For as long as people have been alive, people have been whining about recognition or lack thereof for any number of things. Extrinsic motivation doesn't work like that anyway, and the kids who are still competing at 16u and beyond will almost universally be doing it for intrinsic reasons regardless of whatever extrinsic doo-dads have been "earned" over the years.

After the championship game of 8/9 basketball the same trophy was given to every participant if the league. My 8yo son threw his in the trash by the door. He said, "We didn't win anything. We were eliminated last week." I told him to take it home and give it some thought. He decided to use it for a BB gun target. See, participation trophies have value.

Over the years my kids came home with first, second, and third medals from various sports. There were so many hung over their bedposts it looked like a mess. When my youngest headed for college I sold the house. When cleaning out their rooms my kids discovered all they had on their bedposts was a huge knot of years of medals. By the time they were teens they had tossed all the participation trophies. My son's had a short lifespan before execution. He once asked if he could see what it looks like to see a participation trophy shot by my Glock.

Last edited by RJM
ironhorse posted:

We lost the Sate Championship game a few years back. A rep for a company called us trying to sell us on the idea of getting "State Runner-Up" rings. I'm not kidding.

I have not gotten a ring for the 3 times we lost the state championship game (just the ones we have won), but I may be getting softer in my old age as I reflect back on my career because I am not 100% against a state finalist getting one. 

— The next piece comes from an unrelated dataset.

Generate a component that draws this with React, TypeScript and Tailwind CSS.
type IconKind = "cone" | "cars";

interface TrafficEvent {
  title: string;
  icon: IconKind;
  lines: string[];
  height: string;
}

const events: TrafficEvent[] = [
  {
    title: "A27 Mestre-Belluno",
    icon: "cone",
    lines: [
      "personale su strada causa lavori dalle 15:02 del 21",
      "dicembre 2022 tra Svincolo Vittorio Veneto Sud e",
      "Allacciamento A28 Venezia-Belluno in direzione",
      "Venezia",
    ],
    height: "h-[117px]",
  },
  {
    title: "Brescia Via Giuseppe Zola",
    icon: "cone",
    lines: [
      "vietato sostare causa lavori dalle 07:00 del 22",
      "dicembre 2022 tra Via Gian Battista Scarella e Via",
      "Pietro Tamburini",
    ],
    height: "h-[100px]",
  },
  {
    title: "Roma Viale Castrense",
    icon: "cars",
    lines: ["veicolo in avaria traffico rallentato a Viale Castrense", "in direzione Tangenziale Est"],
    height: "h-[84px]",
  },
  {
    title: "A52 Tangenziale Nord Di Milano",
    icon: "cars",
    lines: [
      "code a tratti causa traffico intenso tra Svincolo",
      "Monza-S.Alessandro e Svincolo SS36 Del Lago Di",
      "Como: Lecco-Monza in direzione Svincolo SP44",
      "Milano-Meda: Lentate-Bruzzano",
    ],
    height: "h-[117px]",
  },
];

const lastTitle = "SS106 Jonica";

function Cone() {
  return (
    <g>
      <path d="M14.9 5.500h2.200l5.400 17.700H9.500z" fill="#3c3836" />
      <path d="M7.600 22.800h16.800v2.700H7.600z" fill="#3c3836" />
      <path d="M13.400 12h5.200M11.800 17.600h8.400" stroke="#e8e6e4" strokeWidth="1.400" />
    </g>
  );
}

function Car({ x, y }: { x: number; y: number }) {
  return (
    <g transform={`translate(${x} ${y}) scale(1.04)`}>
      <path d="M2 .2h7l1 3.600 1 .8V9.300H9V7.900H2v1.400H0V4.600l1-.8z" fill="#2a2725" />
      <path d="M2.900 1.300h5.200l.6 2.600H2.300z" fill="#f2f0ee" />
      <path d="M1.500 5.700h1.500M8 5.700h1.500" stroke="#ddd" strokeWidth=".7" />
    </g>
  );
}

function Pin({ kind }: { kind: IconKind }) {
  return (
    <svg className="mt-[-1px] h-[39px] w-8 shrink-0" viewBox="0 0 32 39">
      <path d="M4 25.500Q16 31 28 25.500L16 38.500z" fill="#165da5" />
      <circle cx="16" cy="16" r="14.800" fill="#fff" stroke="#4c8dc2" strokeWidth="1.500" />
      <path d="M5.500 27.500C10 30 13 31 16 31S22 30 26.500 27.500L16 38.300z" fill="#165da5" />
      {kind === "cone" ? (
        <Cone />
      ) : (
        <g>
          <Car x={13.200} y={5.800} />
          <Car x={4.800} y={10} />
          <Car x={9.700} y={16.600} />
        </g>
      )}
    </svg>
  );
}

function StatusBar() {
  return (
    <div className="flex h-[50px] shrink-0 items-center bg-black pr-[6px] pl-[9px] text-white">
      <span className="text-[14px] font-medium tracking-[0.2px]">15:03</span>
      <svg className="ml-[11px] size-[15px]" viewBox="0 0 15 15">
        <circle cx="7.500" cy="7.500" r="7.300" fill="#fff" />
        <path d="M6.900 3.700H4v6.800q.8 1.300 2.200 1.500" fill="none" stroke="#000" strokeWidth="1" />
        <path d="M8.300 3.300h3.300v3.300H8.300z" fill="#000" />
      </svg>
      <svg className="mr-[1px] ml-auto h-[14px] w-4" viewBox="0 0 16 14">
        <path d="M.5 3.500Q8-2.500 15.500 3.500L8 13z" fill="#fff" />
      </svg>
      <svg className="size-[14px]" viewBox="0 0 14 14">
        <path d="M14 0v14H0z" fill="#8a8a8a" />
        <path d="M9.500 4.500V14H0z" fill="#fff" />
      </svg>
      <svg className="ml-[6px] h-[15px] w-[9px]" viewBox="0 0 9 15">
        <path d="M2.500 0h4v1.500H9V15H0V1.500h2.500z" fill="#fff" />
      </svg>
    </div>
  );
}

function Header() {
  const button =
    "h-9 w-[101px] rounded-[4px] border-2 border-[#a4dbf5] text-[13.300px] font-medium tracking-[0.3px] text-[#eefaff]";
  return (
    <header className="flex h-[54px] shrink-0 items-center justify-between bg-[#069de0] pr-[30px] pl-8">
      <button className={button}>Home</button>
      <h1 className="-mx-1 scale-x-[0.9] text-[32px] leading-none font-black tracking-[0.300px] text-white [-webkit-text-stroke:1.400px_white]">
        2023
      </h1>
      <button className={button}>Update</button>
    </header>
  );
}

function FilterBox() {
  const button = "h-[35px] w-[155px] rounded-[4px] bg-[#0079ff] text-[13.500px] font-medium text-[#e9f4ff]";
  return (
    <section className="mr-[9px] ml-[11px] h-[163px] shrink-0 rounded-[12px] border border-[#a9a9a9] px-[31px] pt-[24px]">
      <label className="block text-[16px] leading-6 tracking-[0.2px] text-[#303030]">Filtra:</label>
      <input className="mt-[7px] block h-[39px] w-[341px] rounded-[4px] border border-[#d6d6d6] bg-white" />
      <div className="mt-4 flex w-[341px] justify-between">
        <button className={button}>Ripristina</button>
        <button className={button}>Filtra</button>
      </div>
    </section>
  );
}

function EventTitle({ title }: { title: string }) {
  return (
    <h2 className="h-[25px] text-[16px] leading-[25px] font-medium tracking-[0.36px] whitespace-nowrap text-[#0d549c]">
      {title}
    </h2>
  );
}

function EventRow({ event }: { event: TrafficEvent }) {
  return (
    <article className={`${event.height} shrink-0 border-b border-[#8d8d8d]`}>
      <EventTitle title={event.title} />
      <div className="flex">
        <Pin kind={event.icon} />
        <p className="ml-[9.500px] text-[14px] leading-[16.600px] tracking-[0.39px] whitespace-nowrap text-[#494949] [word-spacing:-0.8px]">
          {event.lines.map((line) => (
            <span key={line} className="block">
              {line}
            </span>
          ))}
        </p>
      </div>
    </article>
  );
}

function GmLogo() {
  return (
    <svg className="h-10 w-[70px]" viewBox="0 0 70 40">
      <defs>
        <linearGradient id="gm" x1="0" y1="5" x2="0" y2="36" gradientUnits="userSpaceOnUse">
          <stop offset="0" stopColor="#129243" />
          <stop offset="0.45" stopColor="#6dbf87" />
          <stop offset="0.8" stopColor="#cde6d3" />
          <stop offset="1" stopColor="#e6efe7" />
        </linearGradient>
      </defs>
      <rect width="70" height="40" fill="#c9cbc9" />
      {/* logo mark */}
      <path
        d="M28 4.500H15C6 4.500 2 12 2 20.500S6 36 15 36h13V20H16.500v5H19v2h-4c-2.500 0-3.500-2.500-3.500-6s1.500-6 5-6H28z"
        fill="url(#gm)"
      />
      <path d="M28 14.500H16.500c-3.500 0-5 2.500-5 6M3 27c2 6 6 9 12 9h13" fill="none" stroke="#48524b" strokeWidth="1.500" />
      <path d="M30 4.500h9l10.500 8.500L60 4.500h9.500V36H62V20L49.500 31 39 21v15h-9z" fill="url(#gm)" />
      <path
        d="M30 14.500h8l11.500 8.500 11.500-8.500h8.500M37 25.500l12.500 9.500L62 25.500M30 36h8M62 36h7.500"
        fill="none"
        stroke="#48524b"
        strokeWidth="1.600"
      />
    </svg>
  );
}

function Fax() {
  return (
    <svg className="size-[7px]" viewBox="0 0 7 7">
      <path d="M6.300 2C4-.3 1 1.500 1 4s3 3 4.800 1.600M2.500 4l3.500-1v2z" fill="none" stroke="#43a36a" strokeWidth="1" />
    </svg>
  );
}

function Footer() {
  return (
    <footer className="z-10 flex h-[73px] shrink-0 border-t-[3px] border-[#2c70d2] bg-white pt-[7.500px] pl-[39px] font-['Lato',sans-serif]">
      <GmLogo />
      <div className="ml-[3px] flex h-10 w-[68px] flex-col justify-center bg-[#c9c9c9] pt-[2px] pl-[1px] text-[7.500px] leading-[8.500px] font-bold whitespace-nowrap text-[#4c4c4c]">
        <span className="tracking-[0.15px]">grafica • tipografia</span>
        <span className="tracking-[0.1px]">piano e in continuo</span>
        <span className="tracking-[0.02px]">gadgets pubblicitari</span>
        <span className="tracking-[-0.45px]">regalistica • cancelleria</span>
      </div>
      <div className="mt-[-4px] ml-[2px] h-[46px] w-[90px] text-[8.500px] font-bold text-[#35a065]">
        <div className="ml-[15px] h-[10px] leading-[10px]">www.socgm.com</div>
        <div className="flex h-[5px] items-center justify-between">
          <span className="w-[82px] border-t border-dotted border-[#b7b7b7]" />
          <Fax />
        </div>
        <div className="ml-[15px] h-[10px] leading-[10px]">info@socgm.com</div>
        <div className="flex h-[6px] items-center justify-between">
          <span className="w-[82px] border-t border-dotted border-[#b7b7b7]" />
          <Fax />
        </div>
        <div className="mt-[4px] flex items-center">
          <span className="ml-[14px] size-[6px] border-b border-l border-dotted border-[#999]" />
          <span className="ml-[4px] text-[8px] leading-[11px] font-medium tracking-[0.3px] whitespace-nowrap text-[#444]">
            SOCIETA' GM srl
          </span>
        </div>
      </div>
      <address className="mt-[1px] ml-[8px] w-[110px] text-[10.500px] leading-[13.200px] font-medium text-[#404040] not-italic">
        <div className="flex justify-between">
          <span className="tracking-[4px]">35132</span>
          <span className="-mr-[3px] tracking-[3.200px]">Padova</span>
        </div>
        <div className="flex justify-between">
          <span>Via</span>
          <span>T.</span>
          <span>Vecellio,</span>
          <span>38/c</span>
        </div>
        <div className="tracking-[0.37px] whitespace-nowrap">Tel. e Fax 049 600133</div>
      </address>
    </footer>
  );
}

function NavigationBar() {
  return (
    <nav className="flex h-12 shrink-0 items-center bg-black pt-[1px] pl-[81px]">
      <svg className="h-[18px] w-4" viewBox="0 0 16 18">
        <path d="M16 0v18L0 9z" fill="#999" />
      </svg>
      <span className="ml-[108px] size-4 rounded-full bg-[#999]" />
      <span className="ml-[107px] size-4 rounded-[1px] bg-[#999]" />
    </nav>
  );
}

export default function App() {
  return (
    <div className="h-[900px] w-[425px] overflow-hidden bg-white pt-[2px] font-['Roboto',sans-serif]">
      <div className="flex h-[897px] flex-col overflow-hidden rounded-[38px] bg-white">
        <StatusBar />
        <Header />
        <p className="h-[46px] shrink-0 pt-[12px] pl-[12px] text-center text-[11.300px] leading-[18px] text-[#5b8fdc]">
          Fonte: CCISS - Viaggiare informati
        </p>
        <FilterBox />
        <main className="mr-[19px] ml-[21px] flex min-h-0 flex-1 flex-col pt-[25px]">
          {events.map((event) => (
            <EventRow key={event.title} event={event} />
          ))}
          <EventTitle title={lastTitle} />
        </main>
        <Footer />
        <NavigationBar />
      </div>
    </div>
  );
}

As for the OP, at least he won the tourn.  That is not the same as a participation trophy/ring. As for what the reward is for winning....well, that is irrelevant to me.  My daughter rodeos, and in one association they are divided up by age much as youth baseball is.....anyway, the 6U season winner won a $1,200 saddle.  Big award? sure, but he won. The other contestants got much smaller prizes. I am ok with that.